Surely this is a great opportunity to get the valve close to the engine?
My view of your current setup is:
  1. the hose is acting as a heat insulator - when the exhausted gas hits it, you’ll get mayonnaise as the hot air with it’s air-bound oil hits the colder component.
  2. the give and flex in large diameter rubber hose will negate many of the benefits of using a reed valve. We are trying to get these things buzzing and resonating for them to work at their maximum efficiency, and by putting a big buffer inline where the air can be easily compressed is somewhat defeating the object.

Maybe one of the breather experts like @comnoz and @jseng1 can chime in here?

I wasn’t going to post this, as you get plenty of feedback from others, but this has been on my mind.
 
I've dropped engine pieces/parts that somehow fell/disappeared through incredibly small openings. Similarly, any time you work onboard a boat, all dropped items LEAP toward the water. All this is some sort natural law thing - probably associated with entangled particles or some other such quantum physics thing...;)

OTOH,
I once disassembled a Mopar 340 motor for rebuild and found a Craftsman 9/16" wrench laying in the oil pan. The engine had been running with that for at least a couple of years! It became my "lucky 9/16ths" and it's the first 9/16ths I reach for.
 
Doing an overdue valve clearance job on my buddy's ZX-14, I noticed a dowel missing from the top cover. Searched high and low, magnet, flashlight, etc and nada. I have dropped valve shims before and always recovered them. Seems like a dowel would be harder to hide than a flat shim.The bike had had a check at 500 miles but nothing until 30,000 when the cold engine refused to fire due to 3 exhaust valves losing their seal because of zero clearance, requiring the cams to be r&red twice to get the right number. Rode it up and down the road and it ran perfectly, but the owner was so paranoid about the dowel, he sold the bike. I told him the shop likely lost it when they popped the cover at 500 miles, but he couldn't get it out of his mind. This was several years ago.

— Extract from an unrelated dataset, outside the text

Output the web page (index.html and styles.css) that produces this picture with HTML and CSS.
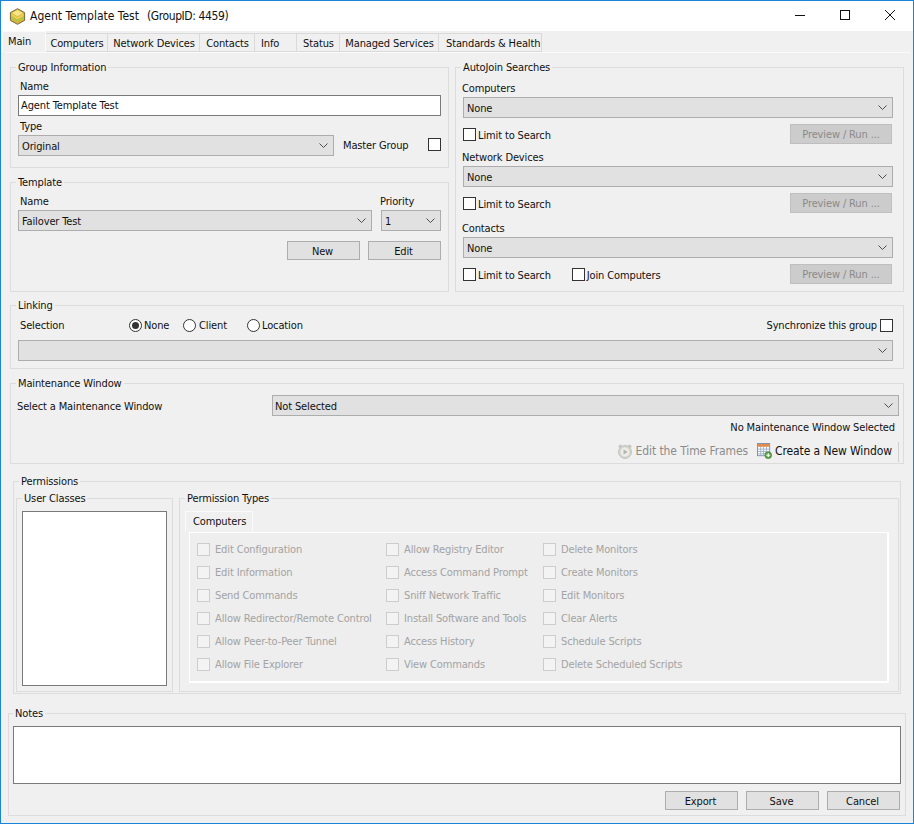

Recently, he saw the bike parked at a local pizza joint and went in to talk to the new owner to see if anything happened. Nothing more than 17,000 additional miles and smiles. So if I dropped it, it either hit the deck and rolled to parts unknown or lodged itself somewhere it could do no harm. Both those scenarios seem much less likely than my original suspicion, IMO.
 
OTOH,
I once disassembled a Mopar 340 motor for rebuild and found a Craftsman 9/16" wrench laying in the oil pan. The engine had been running with that for at least a couple of years! It became my "lucky 9/16ths" and it's the first 9/16ths I reach for.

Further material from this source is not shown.